Product-Fit Recommendation: Match ILIT Structure to Estate Profile
Estate below $15M individual / $30M married: an ILIT is usually not needed for federal estate-tax reasons, though a revocable trust beneficiary can still solve distribution control for minors, blended families, and special-needs planning. Estate approaching or above the federal exemption: a standard ILIT holding a survivorship whole life or guaranteed-UL policy can be sized to projected estate tax plus liquidity needs. Estate well above $30M: layered ILITs combined with grantor trust techniques (intentionally defective grantor trust or IDGT), spousal lifetime access trust (SLAT), or generation-skipping trust (GST) under IRC §2631 become more common.

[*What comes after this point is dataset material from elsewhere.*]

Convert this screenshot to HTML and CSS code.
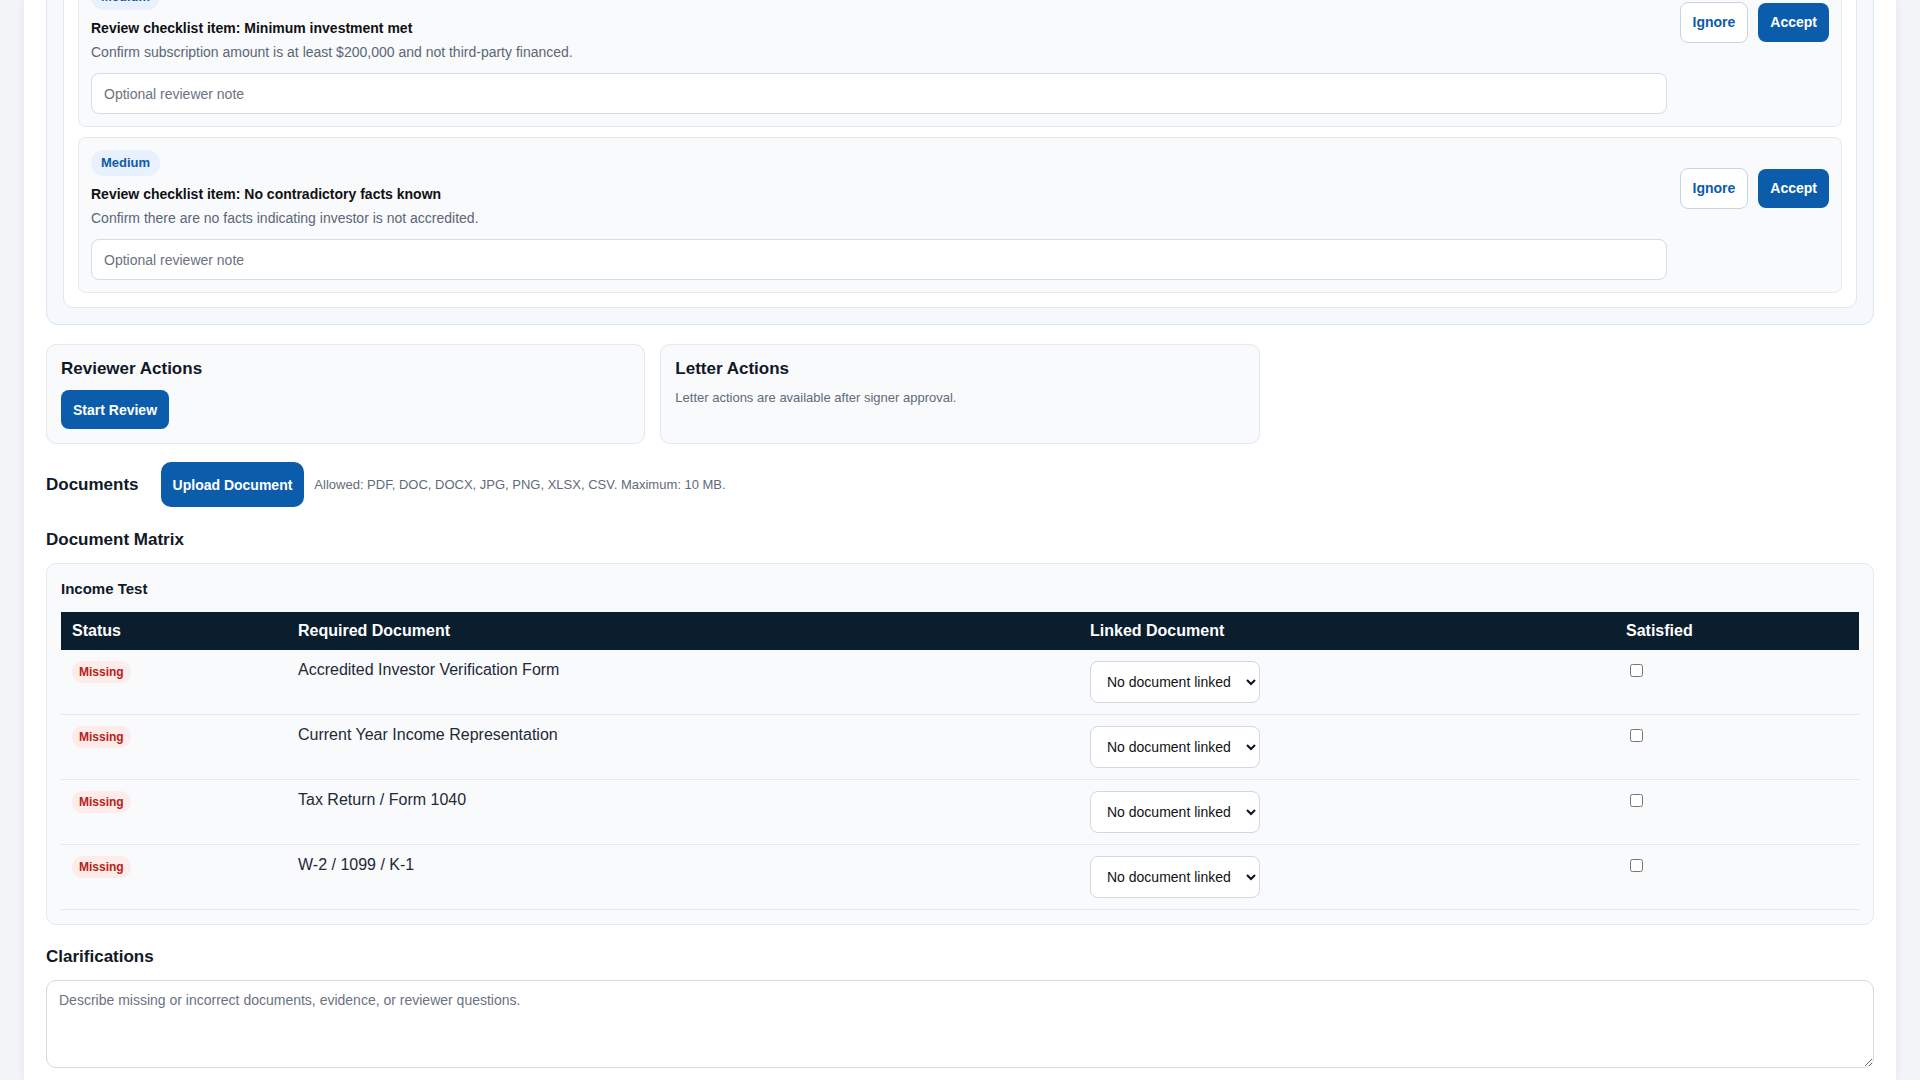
FILE: index.html
```html
<!DOCTYPE html>
<html lang="en">
<head>
    <meta charset="UTF-8">
    <meta name="viewport" content="width=device-width, initial-scale=1.0">
    <title>Accreditation Review</title>
    <link rel="stylesheet" href="styles.css">
</head>
<body>
    <div class="shell">
        <main class="panel">

            <!-- checklist items -->
            <section class="checklist">
                <div class="checklist-card">
                    <div class="item">
                        <div class="item-main">
                            <span class="badge">Medium</span>
                            <div class="item-title">Review checklist item: Minimum investment met</div>
                            <div class="item-desc">Confirm subscription amount is at least $200,000 and not third-party financed.</div>
                        </div>
                        <div class="item-actions">
                            <button class="btn btn-outline">Ignore</button>
                            <button class="btn btn-primary">Accept</button>
                        </div>
                        <input class="note" type="text" placeholder="Optional reviewer note">
                    </div>
                    <div class="item">
                        <div class="item-main">
                            <span class="badge">Medium</span>
                            <div class="item-title">Review checklist item: No contradictory facts known</div>
                            <div class="item-desc">Confirm there are no facts indicating investor is not accredited.</div>
                        </div>
                        <div class="item-actions">
                            <button class="btn btn-outline">Ignore</button>
                            <button class="btn btn-primary">Accept</button>
                        </div>
                        <input class="note" type="text" placeholder="Optional reviewer note">
                    </div>
                </div>
            </section>

            <!-- actions -->
            <div class="action-grid">
                <div class="action-card">
                    <h3>Reviewer Actions</h3>
                    <button class="btn btn-primary">Start Review</button>
                </div>
                <div class="action-card">
                    <h3>Letter Actions</h3>
                    <p class="muted">Letter actions are available after signer approval.</p>
                </div>
            </div>

            <!-- documents -->
            <div class="docs-bar">
                <h2>Documents</h2>
                <button class="btn btn-primary btn-upload">Upload Document</button>
                <span class="hint">Allowed: PDF, DOC, DOCX, JPG, PNG, XLSX, CSV. Maximum: 10 MB.</span>
            </div>

            <h2 class="section-title">Document Matrix</h2>
            <div class="matrix">
                <h3>Income Test</h3>
                <table>
                    <colgroup>
                        <col class="col-status">
                        <col class="col-required">
                        <col class="col-linked">
                        <col>
                    </colgroup>
                    <thead>
                        <tr>
                            <th>Status</th>
                            <th>Required Document</th>
                            <th>Linked Document</th>
                            <th>Satisfied</th>
                        </tr>
                    </thead>
                    <tbody>
                        <tr>
                            <td><span class="tag">Missing</span></td>
                            <td>Accredited Investor Verification Form</td>
                            <td><select><option>No document linked</option></select></td>
                            <td><input type="checkbox"></td>
                        </tr>
                        <tr>
                            <td><span class="tag">Missing</span></td>
                            <td>Current Year Income Representation</td>
                            <td><select><option>No document linked</option></select></td>
                            <td><input type="checkbox"></td>
                        </tr>
                        <tr>
                            <td><span class="tag">Missing</span></td>
                            <td>Tax Return / Form 1040</td>
                            <td><select><option>No document linked</option></select></td>
                            <td><input type="checkbox"></td>
                        </tr>
                        <tr>
                            <td><span class="tag">Missing</span></td>
                            <td>W-2 / 1099 / K-1</td>
                            <td><select><option>No document linked</option></select></td>
                            <td><input type="checkbox"></td>
                        </tr>
                    </tbody>
                </table>
            </div>

            <h2 class="section-title clar-title">Clarifications</h2>
            <textarea class="clarify" placeholder="Describe missing or incorrect documents, evidence, or reviewer questions."></textarea>

        </main>
    </div>
</body>
</html>
```

FILE: styles.css
```css
body {
    margin: 0;
    background-color: #f2f4f7;
    font-family: "Liberation Sans", Arial, sans-serif;
    color: #111827;
}
.shell {
    padding: 0 24px;
}
.panel {
    display: flow-root;
    background: #fff;
    padding: 0 22px 10px;
    min-height: 100vh;
    box-sizing: border-box;
    box-shadow: 0 0 10px rgba(15, 23, 42, 0.06);
}

/* checklist */
.checklist {
    margin-top: -61px;
    background: #f5f9fe;
    border: 1px solid #d9e4f1;
    border-radius: 12px;
    padding: 16px;
}
.checklist-card {
    background: #fff;
    border: 1px solid #e1e7ef;
    border-radius: 10px;
    padding: 14px;
    display: flex;
    flex-direction: column;
    gap: 10px;
}
.item {
    background: #f8fafc;
    border: 1px solid #e2e8f0;
    border-radius: 8px;
    padding: 12px;
    display: grid;
    grid-template-columns: 1fr auto;
    column-gap: 13px;
    row-gap: 13px;
    align-items: center;
}
.item-main {
    display: flex;
    flex-direction: column;
    align-items: flex-start;
}
.badge {
    font-size: 13px;
    font-weight: bold;
    line-height: 16px;
    color: #0b5cab;
    background: #e8f1fd;
    border-radius: 999px;
    padding: 5px 10px;
    margin-bottom: 10px;
}
.item-title {
    font-size: 14px;
    font-weight: bold;
    line-height: 16px;
    color: #111;
    margin-bottom: 8px;
}
.item-desc {
    font-size: 14px;
    line-height: 16px;
    color: #5b6676;
}
.item-actions {
    display: flex;
    align-items: center;
    gap: 10px;
}
.note {
    height: 41px;
    box-sizing: border-box;
    padding: 0 12px;
    border: 1px solid #d3dce7;
    border-radius: 8px;
    background: #fff;
    font-family: "Liberation Sans", Arial, sans-serif;
    font-size: 14px;
    color: #111;
}
.note::placeholder, .clarify::placeholder {
    color: #6b7280;
}

/* buttons */
.btn {
    font-family: "Liberation Sans", Arial, sans-serif;
    font-size: 14px;
    font-weight: bold;
    line-height: 16px;
    padding: 11.5px 12px;
    border-radius: 8px;
    border: none;
    cursor: pointer;
}
.btn-primary {
    background: #0b5cab;
    color: #fff;
}
.btn-outline {
    background: #fff;
    color: #0b5cab;
    border: 1px solid #c8d4e2;
}
.btn-upload {
    padding: 14.5px 12px;
    border-radius: 10px;
}

/* actions */
.action-grid {
    display: grid;
    grid-template-columns: repeat(3, 1fr);
    gap: 15px;
    margin-top: 19px;
}
.action-card {
    background: #f8fafc;
    border: 1px solid #e2e8f0;
    border-radius: 10px;
    padding: 14px;
}
.action-card h3 {
    margin: 0 0 11px;
    font-size: 17px;
}
.muted {
    margin: 0;
    font-size: 13px;
    color: #5f6b7a;
}

/* documents */
.docs-bar {
    display: flex;
    align-items: center;
    gap: 10px;
    margin-top: 18px;
}
.docs-bar h2 {
    margin: 0 12px 0 0;
    font-size: 17px;
}
.hint {
    font-size: 13px;
    color: #5f6b7a;
}
.section-title {
    margin: 22.5px 0 13.5px;
    font-size: 17px;
}
.clar-title {
    margin: 22px 0 13px;
}

/* matrix */
.matrix {
    background: #f8fafc;
    border: 1px solid #e2e8f0;
    border-radius: 10px;
    padding: 14px;
}
.matrix h3 {
    margin: 0 0 13px;
    font-size: 15px;
    line-height: 21px;
}
table {
    width: 100%;
    border-collapse: collapse;
    table-layout: fixed;
}
.col-status { width: 226px; }
.col-required { width: 792px; }
.col-linked { width: 536px; }
th {
    background: #0a1e2d;
    color: #fff;
    text-align: left;
    font-size: 16px;
    padding: 10px 11px;
}
td {
    padding: 11px;
    border-bottom: 1px solid #e2e8f0;
    vertical-align: top;
    font-size: 16px;
    color: #1f2937;
}
.tag {
    display: inline-block;
    vertical-align: top;
    font-size: 12px;
    font-weight: bold;
    line-height: 14px;
    padding: 4px 7px;
    border-radius: 999px;
    color: #b42318;
    background: #fdecea;
}
select {
    width: 170px;
    height: 42px;
    padding: 0 8px 0 12px;
    border: 1px solid #cfd8e3;
    border-radius: 8px;
    background: #fff;
    font-family: "Liberation Sans", Arial, sans-serif;
    font-size: 14px;
    color: #111;
}

/* clarifications */
.clarify {
    display: block;
    width: 100%;
    height: 88px;
    box-sizing: border-box;
    padding: 11px 12px;
    border: 1px solid #d3dce7;
    border-radius: 10px;
    font-family: "Liberation Sans", Arial, sans-serif;
    font-size: 14px;
}
```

These require specialized counsel. Florida statutory backstop: F.S. Chapter 736 governs trust administration, F.S. §736.0813 imposes fiduciary duties on the trustee, and the state's homestead protection under Article X §4 protects the primary residence from creditors regardless of trust structure. The carrier matters because survivorship pricing variance is wide — per LIMRA 2024 data, the same case can price very differently across A-rated carriers. Request a multi-carrier Florida ILIT quote sized to your estate profile.
An ILIT is a powerful estate planning tool for the right situation — typically high-net-worth families with estates that exceed or approach the federal estate tax exemption. For most families, simpler beneficiary strategies work just fine. Consult with an estate planning attorney to determine the best approach for your situation.